Proper way to call mdl.eval() and mdl.train() so that checkpointing saves all parameters?

Brando_Miranda · November 5, 2021, 4:17pm

0

I usually alternate between training and testing in my code. This results in me calling mdl.train() when coming back to the trianing loop and mdl.test() when coming to the testing loop. However I’ve noticed that potentially this creates issues with how parameters are saved (e.g. batch norm, perhaps others) that depend on this eval, train state. Thus, it begs the question how these flags should be called if at all. If I call evaluation before checkpointing I believe this will delete my running average as mentioned here: How does one use the mean and std from training in Batch Norm?.

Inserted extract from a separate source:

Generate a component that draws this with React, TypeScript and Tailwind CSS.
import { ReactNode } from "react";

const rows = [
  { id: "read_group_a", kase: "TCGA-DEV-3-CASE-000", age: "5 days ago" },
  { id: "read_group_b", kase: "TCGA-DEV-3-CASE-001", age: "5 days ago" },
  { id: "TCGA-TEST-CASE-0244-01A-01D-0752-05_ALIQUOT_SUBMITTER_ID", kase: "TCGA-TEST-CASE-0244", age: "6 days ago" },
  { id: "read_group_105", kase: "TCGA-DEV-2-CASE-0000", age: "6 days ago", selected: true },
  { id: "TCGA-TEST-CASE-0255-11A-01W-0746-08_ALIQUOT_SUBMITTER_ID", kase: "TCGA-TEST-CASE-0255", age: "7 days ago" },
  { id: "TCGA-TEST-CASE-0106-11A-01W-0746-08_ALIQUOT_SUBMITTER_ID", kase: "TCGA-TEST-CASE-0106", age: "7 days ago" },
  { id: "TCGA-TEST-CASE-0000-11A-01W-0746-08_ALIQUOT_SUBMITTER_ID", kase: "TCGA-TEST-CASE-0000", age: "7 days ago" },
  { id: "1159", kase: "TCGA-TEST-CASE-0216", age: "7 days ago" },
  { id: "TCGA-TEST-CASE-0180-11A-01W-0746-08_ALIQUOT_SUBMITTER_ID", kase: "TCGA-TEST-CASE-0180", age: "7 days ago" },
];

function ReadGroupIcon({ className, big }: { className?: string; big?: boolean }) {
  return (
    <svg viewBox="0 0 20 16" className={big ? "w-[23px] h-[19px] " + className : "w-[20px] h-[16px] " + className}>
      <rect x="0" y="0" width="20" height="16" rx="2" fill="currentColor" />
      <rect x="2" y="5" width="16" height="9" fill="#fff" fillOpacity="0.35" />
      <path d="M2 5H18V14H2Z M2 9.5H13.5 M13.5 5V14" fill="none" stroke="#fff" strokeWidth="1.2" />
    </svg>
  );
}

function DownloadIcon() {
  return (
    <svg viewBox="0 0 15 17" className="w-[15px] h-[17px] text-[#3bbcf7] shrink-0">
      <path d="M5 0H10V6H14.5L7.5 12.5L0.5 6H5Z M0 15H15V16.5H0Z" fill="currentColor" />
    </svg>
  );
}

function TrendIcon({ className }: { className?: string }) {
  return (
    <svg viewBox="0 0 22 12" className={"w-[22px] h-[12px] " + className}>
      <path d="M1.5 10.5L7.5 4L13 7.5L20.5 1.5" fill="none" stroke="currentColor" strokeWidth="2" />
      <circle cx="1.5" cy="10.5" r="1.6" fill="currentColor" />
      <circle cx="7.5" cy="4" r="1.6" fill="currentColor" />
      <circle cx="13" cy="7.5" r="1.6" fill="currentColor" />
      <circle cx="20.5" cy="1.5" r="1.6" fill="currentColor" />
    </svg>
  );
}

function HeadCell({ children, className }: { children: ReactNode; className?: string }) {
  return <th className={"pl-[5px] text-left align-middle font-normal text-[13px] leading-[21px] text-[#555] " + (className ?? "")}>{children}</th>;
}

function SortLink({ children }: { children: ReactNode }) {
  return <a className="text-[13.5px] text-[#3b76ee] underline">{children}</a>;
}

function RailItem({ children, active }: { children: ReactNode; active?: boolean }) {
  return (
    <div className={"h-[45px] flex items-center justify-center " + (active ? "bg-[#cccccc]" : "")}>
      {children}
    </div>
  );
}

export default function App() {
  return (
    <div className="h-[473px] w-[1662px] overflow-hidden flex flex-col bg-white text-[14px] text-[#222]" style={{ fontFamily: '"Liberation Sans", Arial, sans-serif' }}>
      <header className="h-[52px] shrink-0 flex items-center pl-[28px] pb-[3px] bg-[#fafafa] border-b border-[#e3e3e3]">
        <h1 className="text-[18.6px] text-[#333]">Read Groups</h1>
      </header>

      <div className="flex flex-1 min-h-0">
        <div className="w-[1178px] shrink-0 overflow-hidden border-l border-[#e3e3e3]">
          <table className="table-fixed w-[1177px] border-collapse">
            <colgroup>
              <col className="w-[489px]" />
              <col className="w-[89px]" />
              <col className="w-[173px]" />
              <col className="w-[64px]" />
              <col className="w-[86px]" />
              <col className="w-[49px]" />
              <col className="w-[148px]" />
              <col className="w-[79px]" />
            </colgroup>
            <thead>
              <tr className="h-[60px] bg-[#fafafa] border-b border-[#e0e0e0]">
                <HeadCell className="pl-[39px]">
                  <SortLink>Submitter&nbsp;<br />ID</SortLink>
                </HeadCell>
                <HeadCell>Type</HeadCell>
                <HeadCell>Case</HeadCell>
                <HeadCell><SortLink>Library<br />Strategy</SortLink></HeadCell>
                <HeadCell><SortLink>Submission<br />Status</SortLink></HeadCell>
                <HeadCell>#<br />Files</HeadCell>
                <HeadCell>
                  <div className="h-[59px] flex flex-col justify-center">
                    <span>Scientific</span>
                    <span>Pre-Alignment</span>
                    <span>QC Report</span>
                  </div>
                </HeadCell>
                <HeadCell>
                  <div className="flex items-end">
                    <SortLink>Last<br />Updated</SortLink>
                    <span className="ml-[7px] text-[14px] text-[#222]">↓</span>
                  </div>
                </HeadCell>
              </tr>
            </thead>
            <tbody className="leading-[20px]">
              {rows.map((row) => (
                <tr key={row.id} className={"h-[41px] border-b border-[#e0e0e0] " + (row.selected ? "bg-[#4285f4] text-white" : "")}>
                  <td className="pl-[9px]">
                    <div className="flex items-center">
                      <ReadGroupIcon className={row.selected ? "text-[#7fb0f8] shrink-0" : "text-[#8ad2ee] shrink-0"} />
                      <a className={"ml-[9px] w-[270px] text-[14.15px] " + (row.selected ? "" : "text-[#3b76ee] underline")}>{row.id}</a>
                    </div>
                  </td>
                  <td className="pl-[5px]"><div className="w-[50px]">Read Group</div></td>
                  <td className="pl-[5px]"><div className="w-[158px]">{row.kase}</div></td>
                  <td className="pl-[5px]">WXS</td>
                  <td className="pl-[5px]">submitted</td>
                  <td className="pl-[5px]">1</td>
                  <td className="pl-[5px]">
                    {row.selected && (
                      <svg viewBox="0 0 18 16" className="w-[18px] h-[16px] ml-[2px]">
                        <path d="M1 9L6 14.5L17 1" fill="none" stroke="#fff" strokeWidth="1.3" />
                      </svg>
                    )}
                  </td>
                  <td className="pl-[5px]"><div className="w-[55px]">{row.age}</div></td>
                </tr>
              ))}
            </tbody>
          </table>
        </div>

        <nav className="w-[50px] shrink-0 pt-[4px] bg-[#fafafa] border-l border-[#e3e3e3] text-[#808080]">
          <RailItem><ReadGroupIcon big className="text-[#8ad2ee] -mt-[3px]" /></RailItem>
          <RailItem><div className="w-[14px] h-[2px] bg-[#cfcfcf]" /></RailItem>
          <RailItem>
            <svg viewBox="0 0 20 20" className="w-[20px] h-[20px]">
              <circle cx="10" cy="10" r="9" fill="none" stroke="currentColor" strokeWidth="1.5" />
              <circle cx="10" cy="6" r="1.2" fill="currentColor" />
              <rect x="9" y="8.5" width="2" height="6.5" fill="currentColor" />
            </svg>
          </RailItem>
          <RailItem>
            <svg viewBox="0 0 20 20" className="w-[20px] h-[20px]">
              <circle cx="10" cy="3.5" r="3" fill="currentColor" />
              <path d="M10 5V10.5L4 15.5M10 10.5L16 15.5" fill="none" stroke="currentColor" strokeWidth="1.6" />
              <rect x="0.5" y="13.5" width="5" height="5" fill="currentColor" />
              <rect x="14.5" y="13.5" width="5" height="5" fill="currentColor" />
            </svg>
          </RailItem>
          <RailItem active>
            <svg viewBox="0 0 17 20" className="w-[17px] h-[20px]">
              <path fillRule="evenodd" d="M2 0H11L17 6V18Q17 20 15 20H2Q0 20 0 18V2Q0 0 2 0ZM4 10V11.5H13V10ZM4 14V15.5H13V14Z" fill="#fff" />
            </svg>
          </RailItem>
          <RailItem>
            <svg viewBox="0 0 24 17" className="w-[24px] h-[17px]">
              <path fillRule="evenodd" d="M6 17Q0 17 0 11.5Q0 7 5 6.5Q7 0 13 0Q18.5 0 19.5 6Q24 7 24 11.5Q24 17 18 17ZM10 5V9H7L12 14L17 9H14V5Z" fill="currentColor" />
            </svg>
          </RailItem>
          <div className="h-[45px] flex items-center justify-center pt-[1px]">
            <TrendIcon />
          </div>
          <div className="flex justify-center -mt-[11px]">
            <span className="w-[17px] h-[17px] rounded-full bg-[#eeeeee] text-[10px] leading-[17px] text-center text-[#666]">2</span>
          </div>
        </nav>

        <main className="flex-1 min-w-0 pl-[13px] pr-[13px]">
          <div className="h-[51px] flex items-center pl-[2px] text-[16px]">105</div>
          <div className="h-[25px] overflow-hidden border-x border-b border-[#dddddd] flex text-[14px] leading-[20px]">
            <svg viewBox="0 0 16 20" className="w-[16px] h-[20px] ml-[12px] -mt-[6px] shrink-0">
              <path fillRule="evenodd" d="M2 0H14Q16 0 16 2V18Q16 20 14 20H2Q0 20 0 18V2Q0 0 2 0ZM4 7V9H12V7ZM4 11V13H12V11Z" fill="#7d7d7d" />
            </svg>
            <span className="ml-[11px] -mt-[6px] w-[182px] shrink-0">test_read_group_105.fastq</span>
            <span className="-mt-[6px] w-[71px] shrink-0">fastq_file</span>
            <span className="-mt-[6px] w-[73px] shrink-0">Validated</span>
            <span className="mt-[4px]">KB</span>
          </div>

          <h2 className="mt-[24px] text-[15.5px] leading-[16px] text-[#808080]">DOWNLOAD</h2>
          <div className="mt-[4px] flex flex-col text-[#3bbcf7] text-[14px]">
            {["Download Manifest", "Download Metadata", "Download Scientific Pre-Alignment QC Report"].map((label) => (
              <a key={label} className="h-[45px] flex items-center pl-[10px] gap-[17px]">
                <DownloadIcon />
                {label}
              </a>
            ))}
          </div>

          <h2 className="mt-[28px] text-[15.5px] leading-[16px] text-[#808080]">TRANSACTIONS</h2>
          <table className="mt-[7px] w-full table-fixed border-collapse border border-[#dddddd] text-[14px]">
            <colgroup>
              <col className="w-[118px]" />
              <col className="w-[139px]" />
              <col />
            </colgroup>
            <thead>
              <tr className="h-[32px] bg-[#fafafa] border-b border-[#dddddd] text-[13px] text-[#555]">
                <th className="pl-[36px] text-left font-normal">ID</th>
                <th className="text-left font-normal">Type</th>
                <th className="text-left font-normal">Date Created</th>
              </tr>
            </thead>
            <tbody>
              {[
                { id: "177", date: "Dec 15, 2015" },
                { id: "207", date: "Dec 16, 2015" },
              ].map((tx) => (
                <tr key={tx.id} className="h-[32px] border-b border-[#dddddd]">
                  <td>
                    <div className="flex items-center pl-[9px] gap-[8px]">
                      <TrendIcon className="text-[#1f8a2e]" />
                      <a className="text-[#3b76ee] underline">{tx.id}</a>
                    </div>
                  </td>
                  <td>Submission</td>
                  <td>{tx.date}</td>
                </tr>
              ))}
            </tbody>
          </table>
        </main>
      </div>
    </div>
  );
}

I think a deep copy of the model during evaluation should fix things - but that seems like it will kill my GPU memory (and perhaps my normal memory too).

Thus, what is the proper way to alternate between evaluation and training in PyTorch so that checkpoints are saved properly (e.g. the running stats of training are NOT deleted).

This is a challenge because I usually always run evaluation to see if the current model is better in validation than the previous one and then decide on THAT to save it or not - which requires me to do an evaluation before checkpointing - always.

Perhaps, I can always run it on train so that the running averages are saved correctly but since the actual validation value doesn’t matter it’s fine if the stats from train and val leak to the validation.

What is the proper way to do evaluation (e.g. testing, validation) of deep learning model in PyTorch so that checkpoints are saved correctly? - Stack Overflow

ptrblck · November 5, 2021, 11:33pm

Yes, this is the proper way.

No, that’s not the case and unfortunately you didn’t follow up in your other thread.
Saving the state_dict doesn’t have any known issues regarding previous calls to model.train() or model.eval(), so my guess is still that you might be manually deactivating the running stats updates.
If that’s not the case, please post a minimal executable code snippet which would reproduce the issue.